Strong brands are key to organizational success. A strong brand helps your leaders and team members all speak the same language. It makes your brand visuals consistent and identifiable. Strong brands know who their ideal audience is and what delight their organization brings them. This lets you live your best life. Work-life, that is!
Conversely, if you cannot describe your brand simply or it doesn’t connect with your intended audience, then you have a brand problem. If your messaging is inconsistent and your brand elements (logo, tagline, fonts, photos) are all different, then you have a brand problem. If your team members or your board of directors don’t know who your ideal audience is and the problem you solve, then you have a brand problem. If your sales material has different messaging than what’s on your website or newsletter, then yes, you guessed it, you have a brand problem.
If you cannot describe your brand in a word or two, then you have a brand problem.
Don’t worry – brands are evolving creatures and need constant nurturing! And Mercury is in the business of solving brand problems.
We’ve seen, over and over again, how a successful rebrand brings clarity to your organization’s purpose and brand from the inside out. It brings your team together and aligns them with your unique value. Successful rebrands empower team members with the words and confidence to speak consistently about your organization and connect with your audience in a memorable way. It makes leading your team way easier. And then there is all this pride, confidence, and excitement in your organization! Why wouldn’t you build a strong and bold brand?
A successful rebrand is a transformational experience. When executed correctly, it will elevate your organization and make you money. Yes, make you money. It saves you money too. But the real value is a more engaged team, clients and members who are your biggest fans, and an organization that is growing.
Watch this 5-minute video to see if your organization has a brand problem and learn how we can help:
Do you know the value of your brand?
Can you and your team articulate your value simply and clearly?
Justin: Hey! We’re from Mercury Creative Group, and we’re here to talk about our Mercury Method.
Cheri: These Mercury Messages are a little bit about what we do, how we do it, and who we do it for.
Cheri: When somebody comes to you and asks about your work, how do you know they have a brand problem?

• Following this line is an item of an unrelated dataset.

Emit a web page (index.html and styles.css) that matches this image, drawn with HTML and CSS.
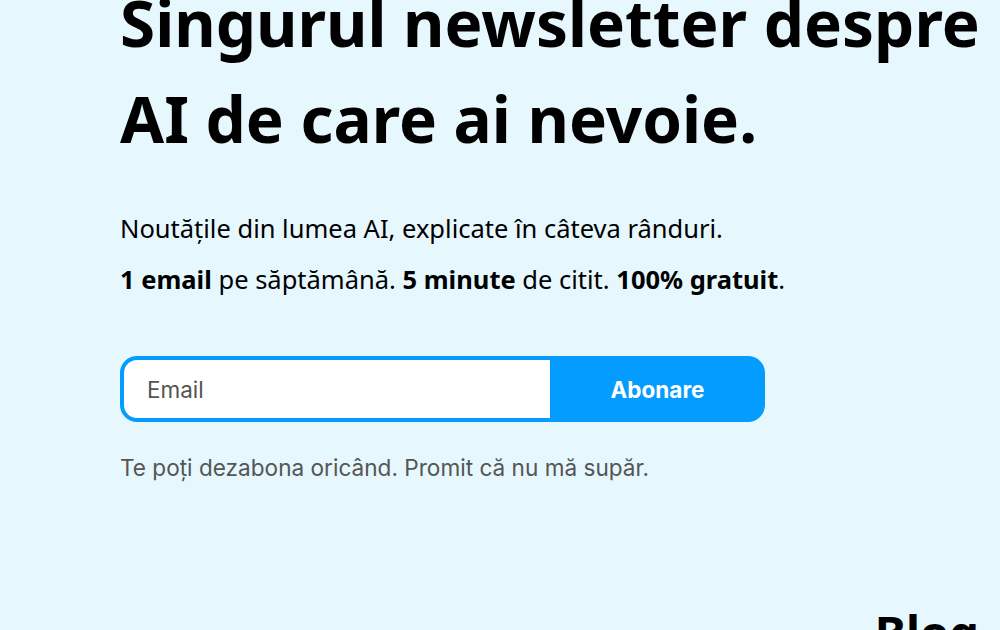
FILE: index.html
```html
<!DOCTYPE html>
<html lang="ro">
<head>
<meta charset="utf-8">
<title>Newsletter AI</title>
<link rel="stylesheet" href="styles.css">
</head>
<body>
<main class="page">
  <section class="hero">
    <h1 class="title">Singurul newsletter despre AI de care ai nevoie.</h1>
    <p class="lead">Noutățile din lumea AI, explicate în câteva rânduri.</p>
    <p class="lead"><strong>1 email</strong> pe săptămână. <strong>5 minute</strong> de citit. <strong>100% gratuit</strong>.</p>
    <form class="signup">
      <input class="signup-input" type="email" placeholder="Email">
      <button class="signup-button" type="button">Abonare</button>
    </form>
    <p class="note">Te poți dezabona oricând. Promit că nu mă supăr.</p>
  </section>
  <section class="blog">
    <h2 class="blog-title">Blog</h2>
  </section>
</main>
</body>
</html>
```
FILE: styles.css
```css
html, body {
  margin: 0;
  padding: 0;
  background: #e6f7fe;
  overflow: hidden;
}
body {
  font-family: "Noto Sans", sans-serif;
  color: #000;
}
.page {
  width: 860px;
  padding-left: 120px;
  margin-top: -25px;
}
.title {
  font-size: 63.8px;
  line-height: 96px;
  font-weight: 700;
  margin: 0 -20px 0 0;
}
.lead {
  font-size: 25.5px;
  line-height: 36px;
  margin: 0;
}
.title + .lead {
  margin-top: 43px;
}
.lead + .lead {
  margin-top: 15px;
}
.lead strong {
  font-weight: 700;
}
.signup {
  display: flex;
  width: 645px;
  height: 66px;
  box-sizing: border-box;
  margin-top: 59px;
  padding: 4px 0 4px 4px;
  background: #049cfe;
  border-radius: 17px;
}
.signup-input {
  flex: 1;
  min-width: 0;
  border: none;
  outline: none;
  border-radius: 13px 0 0 13px;
  background: #fff;
  padding: 0 23px;
  font-family: "Inter", sans-serif;
  font-size: 22.5px;
  color: #222;
}
.signup-input::placeholder {
  color: #555;
}
.signup-button {
  width: 215px;
  border: none;
  background: transparent;
  color: #fff;
  font-family: "Inter", sans-serif;
  font-size: 22.5px;
  font-weight: 700;
  cursor: pointer;
}
.note {
  margin: 30px 0 0;
  font-family: "Inter", sans-serif;
  font-size: 22.6px;
  line-height: 32px;
  color: #555;
}
.blog {
  display: flex;
  justify-content: flex-end;
  margin-top: 116px;
}
.blog-title {
  margin: 0 1px 0 0;
  font-size: 47px;
  line-height: 64px;
  font-weight: 700;
}
```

Justin: I know that they have a brand problem when I start asking questions about their organization and they pause. They usually don’t have a quick, simple, easy answer. They’ll laugh a little bit. And then they just kind of start vomiting all this information. And I continue to ask more questions about who they serve. What’s the value? Why does somebody care? And they really have a hard time answering all those questions.
They get uncomfortable and they know that they have a brand problem before I can tell them that they have a brand problem.
And lots of times, what leads the conversation is: “We need a new website. Our communications are out of date. Our logo is out of date.” And they think that that’s the problem. So we have to kind of dig in a little bit further and understand what brought you here in the first place. And that will spur answers that they’re struggling with revenue. They’re struggling with membership. Events are outdated. Their communications – they don’t know if they’re working. They have realized that there’s something going on but don’t know exactly what.
So they’re looking for a partner. They’re looking for someone to help them uncover the problems and also solve them on a brand level.
Cheri: If somebody comes to you and says we need a new website, what is your first question back?
Justin: Why? I’ll also ask them: what if we don’t do a new website? Because that will give me a lot more information. Like, if they don’t actually fix the website, then they can tell me a lot of things about why they really need a new website. So it gets to the heart of “It’s not hitting the mark.” It’s not aligning with their buyer. It’s really outdated technology-wise. But it’s also nice to go a little deeper with them and understand, who are you? Again, kind of digging into that brand. What’s your story? And if that doesn’t resonate, if that doesn’t hit me strongly, then I know that no website is going to fix the brand problem. We have to get into the core and help them figure out what makes them unique, what’s their story, and what’s their value?
Cheri: A website is definitely an entry point. So I’ll start with a website audit. And that audit brings up a number of things. And like you just said, there’s too much info, potentially. There are too many competing messages that they relay to the public. I often say, “you think about you more than anybody else thinks about you. And if you’re writing for you or you’re explaining messaging that you’re ultimately really comfortable with, it’s maybe not the right thing, because you’re not your own ideal audience.” So diving into even that audit will really uncover a brand problem as well.
Justin: When you say they’re comfortable, they’re also so comfortable that they’re not paying attention to what are their employees saying about the organization. How are they answering the phone? How are board members speaking about the organization? And that comfortability leads to inconsistency in all their communications, all of their touchpoints, which dilutes the brand. Which, if I’m a prospect, I don’t know how to align with you, right? Because all of your information is messy and not making sense to me and how I can go to this organization or this company or buy this product to help me?
Cheri: Yeah, consistency is key. And it’s key because if you don’t have consistent processes, and consistent messaging, you won’t have consistent results.